Estudou na classe do professor Carlos Fontes e tirou 20 valores. Aos 18, estava nos EUA. Fez o curso de Música na Manhattan School of Music de Nova Iorque com as mais altas classificações. Concluiu o mestrado em Música no Chicago College of the Performing Arts com 20 valores. Tocou como solista no Carnegie Hall e esteve em primeiro plano com a Sinfónica Portuguesa e a English Chamber Orchestra, entre outras. Já tocou nas principais salas de concerto portuguesas e actuou em várias países, Malásia, Coreia do Sul e Filipinas incluídos.
"Solo" já foi apresentado em Lisboa. De 28 a 31 de Janeiro, Bruno percorre as Fnac de Guimarães, Porto e Vila Nova de Gaia. A 17 de Janeiro, toca Robert Schumann, a propósito do bicentenário do nascimento do compositor, na Biblioteca de Santa Maria da Feira, e um mês depois, a 17 de Fevereiro, apresenta o mesmo programa no Centro Cultural de Belém. Foi precisamente aqui que nasceu a ideia do registo a solo. Miguel Leal Coelho convidou-o a participar nos Dias da Música em Abril de 2009, dedicados à herança de Bach.

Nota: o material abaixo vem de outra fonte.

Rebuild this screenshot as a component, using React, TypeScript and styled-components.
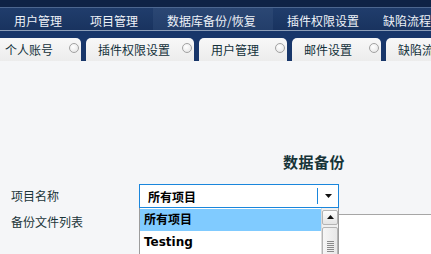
import React from "react";
import styled, { createGlobalStyle } from "styled-components";

const Global = createGlobalStyle`
  html, body {
    margin: 0;
    padding: 0;
    overflow: hidden;
    background: #f5f6f8;
    font-family: "Noto Sans CJK SC", "DejaVu Sans", sans-serif;
  }
`;

const Page = styled.div`
  width: 431px;
  height: 254px;
  overflow: hidden;
  background: #f5f6f8;
`;

const TopStrip = styled.div`
  height: 7px;
  background: #0f2346;
`;

const NavBar = styled.nav`
  height: 22px;
  display: flex;
  align-items: stretch;
  border-top: 1px solid #4d6790;
  border-bottom: 1px solid #8b9db8;
  background: linear-gradient(#203d6c, #19335f);
  white-space: nowrap;
`;

const NavItem = styled.div<{ $w: number; $active?: boolean }>`
  flex: none;
  width: ${(p) => p.$w}px;
  box-sizing: border-box;
  padding: 2px 0 0 14px;
  display: flex;
  align-items: center;
  font-size: 12px;
  color: #eef2f8;
  background: ${(p) => (p.$active ? "linear-gradient(#2b4774, #233e6a)" : "transparent")};
`;

const TabBar = styled.div`
  height: 30px;
  box-sizing: border-box;
  padding-top: 7px;
  background: #18366a;
  overflow: hidden;
`;

const TabStrip = styled.div`
  display: flex;
  gap: 5px;
  margin-left: -7px;
  white-space: nowrap;
`;

const Tab = styled.div<{ $w: number }>`
  flex: none;
  width: ${(p) => p.$w}px;
  height: 23px;
  box-sizing: border-box;
  padding-left: 12px;
  display: flex;
  align-items: center;
  border-radius: 5px 5px 0 0;
  background: linear-gradient(#f8f8f8, #ececec);
  font-size: 12px;
  color: #12303a;
`;

const CloseDot = styled.span`
  margin-left: auto;
  margin-right: 2px;
  align-self: flex-start;
  margin-top: 5px;
  width: 10px;
  height: 10px;
  box-sizing: border-box;
  border-radius: 50%;
  border: 1px solid #a2a2a2;
  background: radial-gradient(circle at 40% 35%, #ffffff, #e2e2e2);
`;

const Content = styled.main`
  padding-top: 91px;
`;

const Heading = styled.h2`
  margin: 0 0 12px 283px;
  height: 20px;
  line-height: 20px;
  font-size: 15px;
  font-weight: 700;
  letter-spacing: 0.5px;
  color: #173438;
`;

const Form = styled.div`
  display: grid;
  grid-template-columns: 139px 200px 1fr;
  row-gap: 6px;
`;

const Label = styled.div`
  padding-left: 11px;
  font-size: 12px;
  line-height: 16px;
  color: #1b3538;
  align-self: center;
`;

const TopLabel = styled(Label)`
  align-self: start;
`;

const SelectWrap = styled.div`
  position: relative;
  z-index: 2;
`;

const SelectBox = styled.div`
  height: 24px;
  box-sizing: border-box;
  border: 1px solid #1a86dc;
  background: #fff;
  display: flex;
  align-items: center;
  padding-left: 8px;
  font-size: 12px;
  font-weight: 700;
  color: #000;
`;

const SelectValue = styled.span`
  flex: 1;
`;

const Divider = styled.span`
  width: 1px;
  height: 16px;
  background: #1a86dc;
`;

const ArrowZone = styled.span`
  width: 20px;
  display: flex;
  justify-content: center;
  align-items: center;
`;

const DropList = styled.div`
  position: absolute;
  left: 0;
  top: 100%;
  width: 200px;
  height: 140px;
  box-sizing: border-box;
  border: 1px solid #9c9c9c;
  border-top: none;
  background: #fff;
  display: flex;
`;

const Options = styled.div`
  flex: 1;
  padding-top: 1px;
`;

const Option = styled.div<{ $selected?: boolean }>`
  height: 22px;
  line-height: 22px;
  padding-left: 4px;
  font-family: "DejaVu Sans", "Noto Sans CJK SC", sans-serif;
  font-size: 12px;
  font-weight: 700;
  color: #000;
  background: ${(p) => (p.$selected ? "#80cbff" : "transparent")};
`;

const ScrollBar = styled.div`
  width: 16px;
  padding: 2px 0 0 0;
  background: #f0f0f0;
  border-left: 1px solid #dcdcdc;
  display: flex;
  flex-direction: column;
  gap: 2px;
`;

const ScrollButton = styled.div`
  height: 15px;
  box-sizing: border-box;
  border: 1px solid #b4b4b4;
  border-radius: 2px;
  background: linear-gradient(#fdfdfd, #e4e4e4);
  display: flex;
  align-items: center;
  justify-content: center;
`;

const Thumb = styled.div`
  flex: 1;
  box-sizing: border-box;
  border: 1px solid #b4b4b4;
  border-radius: 2px;
  background: linear-gradient(90deg, #f6f6f6, #e8e8e8);
  display: flex;
  flex-direction: column;
  align-items: center;
  padding-top: 13px;
  gap: 1px;
`;

const Grip = styled.span`
  width: 7px;
  height: 1px;
  background: #8a8a8a;
`;

const TableArea = styled.div`
  grid-column: 2 / 4;
  height: 60px;
  border-top: 1px solid #a6a6a6;
  background: #fff;
`;

const Tri = ({ up }: { up?: boolean }) => (
  <svg width="7" height="5" viewBox="0 0 7 5">
    <polygon points={up ? "3.5,0 7,4 0,4" : "0,0 7,0 3.5,4"} fill="#111" />
  </svg>
);

export default function App() {
  const nav = [
    { t: "用户管理", w: 76 },
    { t: "项目管理", w: 77 },
    { t: "数据库备份/恢复", w: 120, active: true },
    { t: "插件权限设置", w: 96 },
    { t: "缺陷流程设置", w: 100 },
  ];
  const tabs = [
    { t: "个人账号", w: 88 },
    { t: "插件权限设置", w: 108 },
    { t: "用户管理", w: 88 },
    { t: "邮件设置", w: 89 },
    { t: "缺陷流程设置", w: 108 },
  ];
  return (
    <Page>
      <Global />
      <TopStrip />
      <NavBar>
        {nav.map((n) => (
          <NavItem key={n.t} $w={n.w} $active={n.active}>
            {n.t}
          </NavItem>
        ))}
      </NavBar>
      <TabBar>
        <TabStrip>
          {tabs.map((t) => (
            <Tab key={t.t} $w={t.w}>
              {t.t}
              <CloseDot />
            </Tab>
          ))}
        </TabStrip>
      </TabBar>
      <Content>
        <Heading>数据备份</Heading>
        <Form>
          <Label>项目名称</Label>
          <SelectWrap>
            <SelectBox>
              <SelectValue>所有项目</SelectValue>
              <Divider />
              <ArrowZone>
                <Tri />
              </ArrowZone>
            </SelectBox>
            <DropList>
              <Options>
                <Option $selected>所有项目</Option>
                <Option>Testing</Option>
              </Options>
              <ScrollBar>
                <ScrollButton>
                  <Tri up />
                </ScrollButton>
                <Thumb>
                  <Grip />
                  <Grip />
                  <Grip />
                  <Grip />
                  <Grip />
                  <Grip />
                </Thumb>
              </ScrollBar>
            </DropList>
          </SelectWrap>
          <div />
          <TopLabel>备份文件列表</TopLabel>
          <TableArea />
        </Form>
      </Content>
    </Page>
  );
}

José Fortes - "o melhor técnico de som português, um dos meus melhores amigos e meu conselheiro musical", diz Bruno - sugeriu-lhe que gravasse esse programa. "São raros os discos de violino solo e seria uma maneira de variar um bocadinho o repertório". Bruno voltou ?? sala de Caxias, em Oeiras, onde gravou os três primeiros álbuns e que, desde então, mantém em segredo. Dia e meio de gravações, 16 horas a tocar, cinco estantes com as pautas da obra de Bach espalhadas pela sala. No final, um cansaço extremo na mão direita que o obrigou a parar durante três semanas.